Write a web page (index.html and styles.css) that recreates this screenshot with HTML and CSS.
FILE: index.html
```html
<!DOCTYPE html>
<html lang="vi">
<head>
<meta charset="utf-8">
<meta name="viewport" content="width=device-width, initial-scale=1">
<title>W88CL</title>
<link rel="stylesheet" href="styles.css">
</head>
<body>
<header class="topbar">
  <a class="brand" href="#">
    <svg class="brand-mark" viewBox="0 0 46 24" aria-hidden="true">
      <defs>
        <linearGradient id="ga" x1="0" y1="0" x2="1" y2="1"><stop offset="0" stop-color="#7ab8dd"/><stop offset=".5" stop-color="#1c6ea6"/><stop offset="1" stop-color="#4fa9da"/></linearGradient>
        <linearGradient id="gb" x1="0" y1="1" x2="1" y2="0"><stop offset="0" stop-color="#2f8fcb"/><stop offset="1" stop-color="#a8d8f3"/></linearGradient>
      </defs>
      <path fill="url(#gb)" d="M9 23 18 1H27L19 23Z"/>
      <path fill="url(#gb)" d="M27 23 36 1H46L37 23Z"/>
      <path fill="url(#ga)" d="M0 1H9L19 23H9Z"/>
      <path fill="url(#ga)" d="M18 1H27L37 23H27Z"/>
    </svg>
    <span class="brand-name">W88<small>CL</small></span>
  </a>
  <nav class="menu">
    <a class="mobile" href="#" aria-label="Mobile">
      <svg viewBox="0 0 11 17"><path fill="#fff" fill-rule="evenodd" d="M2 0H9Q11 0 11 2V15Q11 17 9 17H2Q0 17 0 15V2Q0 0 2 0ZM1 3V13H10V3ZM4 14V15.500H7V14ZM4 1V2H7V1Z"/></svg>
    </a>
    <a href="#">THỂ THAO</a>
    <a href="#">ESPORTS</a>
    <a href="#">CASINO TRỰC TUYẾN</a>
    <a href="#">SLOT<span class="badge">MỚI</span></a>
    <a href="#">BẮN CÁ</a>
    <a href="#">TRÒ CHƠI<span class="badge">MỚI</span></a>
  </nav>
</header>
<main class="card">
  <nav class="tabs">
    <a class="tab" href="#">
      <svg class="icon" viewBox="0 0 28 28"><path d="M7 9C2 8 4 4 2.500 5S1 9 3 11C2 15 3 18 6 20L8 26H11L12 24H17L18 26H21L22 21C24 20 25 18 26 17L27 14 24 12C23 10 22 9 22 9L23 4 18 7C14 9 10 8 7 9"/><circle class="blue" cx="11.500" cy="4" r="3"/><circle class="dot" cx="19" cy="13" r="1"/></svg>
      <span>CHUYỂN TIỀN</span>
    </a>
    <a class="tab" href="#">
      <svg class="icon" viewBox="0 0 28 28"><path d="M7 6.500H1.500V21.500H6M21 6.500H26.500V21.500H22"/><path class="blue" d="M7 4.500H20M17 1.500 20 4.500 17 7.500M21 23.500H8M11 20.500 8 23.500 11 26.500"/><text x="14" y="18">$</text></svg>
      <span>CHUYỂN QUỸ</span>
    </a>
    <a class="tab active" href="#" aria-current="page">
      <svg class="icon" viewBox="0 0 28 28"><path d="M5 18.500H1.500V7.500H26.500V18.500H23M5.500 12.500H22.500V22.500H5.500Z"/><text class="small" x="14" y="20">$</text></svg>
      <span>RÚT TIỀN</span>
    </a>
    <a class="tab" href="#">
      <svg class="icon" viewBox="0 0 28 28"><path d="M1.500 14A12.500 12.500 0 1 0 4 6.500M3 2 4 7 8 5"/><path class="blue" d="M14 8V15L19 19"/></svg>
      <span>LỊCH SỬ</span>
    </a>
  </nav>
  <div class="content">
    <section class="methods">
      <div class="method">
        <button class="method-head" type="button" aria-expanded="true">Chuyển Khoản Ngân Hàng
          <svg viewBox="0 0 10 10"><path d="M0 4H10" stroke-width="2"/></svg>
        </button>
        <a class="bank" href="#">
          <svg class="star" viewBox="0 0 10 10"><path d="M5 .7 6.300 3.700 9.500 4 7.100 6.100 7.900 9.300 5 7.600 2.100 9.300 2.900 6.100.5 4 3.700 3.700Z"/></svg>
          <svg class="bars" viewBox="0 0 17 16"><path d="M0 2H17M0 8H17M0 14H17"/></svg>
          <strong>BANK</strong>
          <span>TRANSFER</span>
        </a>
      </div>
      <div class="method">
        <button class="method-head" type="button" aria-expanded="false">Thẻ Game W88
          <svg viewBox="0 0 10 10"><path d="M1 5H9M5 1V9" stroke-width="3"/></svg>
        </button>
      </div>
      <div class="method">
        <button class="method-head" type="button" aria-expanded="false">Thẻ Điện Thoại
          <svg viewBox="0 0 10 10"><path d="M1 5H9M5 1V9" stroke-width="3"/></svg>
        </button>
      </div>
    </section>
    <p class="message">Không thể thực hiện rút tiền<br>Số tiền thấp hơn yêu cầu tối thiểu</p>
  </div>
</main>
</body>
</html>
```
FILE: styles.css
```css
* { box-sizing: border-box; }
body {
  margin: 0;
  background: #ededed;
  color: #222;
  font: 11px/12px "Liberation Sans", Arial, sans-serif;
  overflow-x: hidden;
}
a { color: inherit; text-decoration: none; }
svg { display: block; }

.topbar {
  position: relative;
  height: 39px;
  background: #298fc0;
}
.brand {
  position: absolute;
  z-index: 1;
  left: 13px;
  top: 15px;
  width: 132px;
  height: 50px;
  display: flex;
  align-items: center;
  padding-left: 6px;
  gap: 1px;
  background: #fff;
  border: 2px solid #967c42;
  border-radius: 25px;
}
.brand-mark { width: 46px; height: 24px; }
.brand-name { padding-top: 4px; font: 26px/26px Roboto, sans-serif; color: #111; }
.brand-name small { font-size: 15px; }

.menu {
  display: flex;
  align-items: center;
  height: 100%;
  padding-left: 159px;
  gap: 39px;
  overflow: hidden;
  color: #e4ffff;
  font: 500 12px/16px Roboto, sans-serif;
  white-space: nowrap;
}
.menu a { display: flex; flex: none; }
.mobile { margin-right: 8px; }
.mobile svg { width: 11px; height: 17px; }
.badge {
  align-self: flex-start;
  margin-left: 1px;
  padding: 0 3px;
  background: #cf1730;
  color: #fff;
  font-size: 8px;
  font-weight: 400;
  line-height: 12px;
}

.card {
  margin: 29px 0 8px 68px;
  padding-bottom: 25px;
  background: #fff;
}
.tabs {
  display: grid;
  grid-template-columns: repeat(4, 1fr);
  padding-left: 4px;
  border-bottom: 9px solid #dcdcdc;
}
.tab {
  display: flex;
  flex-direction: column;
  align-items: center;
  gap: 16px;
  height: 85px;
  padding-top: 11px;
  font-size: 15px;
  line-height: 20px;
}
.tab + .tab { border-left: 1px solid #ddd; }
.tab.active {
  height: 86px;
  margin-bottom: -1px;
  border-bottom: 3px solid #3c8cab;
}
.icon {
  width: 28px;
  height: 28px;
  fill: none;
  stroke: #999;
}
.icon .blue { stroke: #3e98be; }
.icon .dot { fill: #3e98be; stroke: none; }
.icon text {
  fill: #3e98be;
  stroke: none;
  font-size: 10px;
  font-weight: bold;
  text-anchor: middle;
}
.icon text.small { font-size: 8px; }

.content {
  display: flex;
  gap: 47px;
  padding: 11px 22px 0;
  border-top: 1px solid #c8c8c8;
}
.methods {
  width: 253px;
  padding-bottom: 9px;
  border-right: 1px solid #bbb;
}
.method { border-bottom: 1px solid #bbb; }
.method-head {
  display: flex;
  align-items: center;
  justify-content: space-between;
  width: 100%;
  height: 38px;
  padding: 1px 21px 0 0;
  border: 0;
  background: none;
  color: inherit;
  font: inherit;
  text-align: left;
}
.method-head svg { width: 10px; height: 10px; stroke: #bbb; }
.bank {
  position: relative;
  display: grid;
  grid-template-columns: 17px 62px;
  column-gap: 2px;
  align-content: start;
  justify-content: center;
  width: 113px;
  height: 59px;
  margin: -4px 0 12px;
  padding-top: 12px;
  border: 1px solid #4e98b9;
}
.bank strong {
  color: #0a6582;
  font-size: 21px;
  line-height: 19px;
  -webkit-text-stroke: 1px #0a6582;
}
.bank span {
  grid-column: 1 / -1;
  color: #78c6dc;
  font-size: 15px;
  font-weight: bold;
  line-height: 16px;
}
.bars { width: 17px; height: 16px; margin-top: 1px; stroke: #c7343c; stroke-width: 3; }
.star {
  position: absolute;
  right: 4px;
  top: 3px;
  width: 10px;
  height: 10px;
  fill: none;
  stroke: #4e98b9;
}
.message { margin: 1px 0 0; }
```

-------

-- Aim of the exercise --
Search the lines above for the string "styles" and copy each line that has it.

-- Result for this exercise --
Write a web page (index.html and styles.css) that recreates this screenshot with HTML and CSS.
<link rel="stylesheet" href="styles.css">
FILE: styles.css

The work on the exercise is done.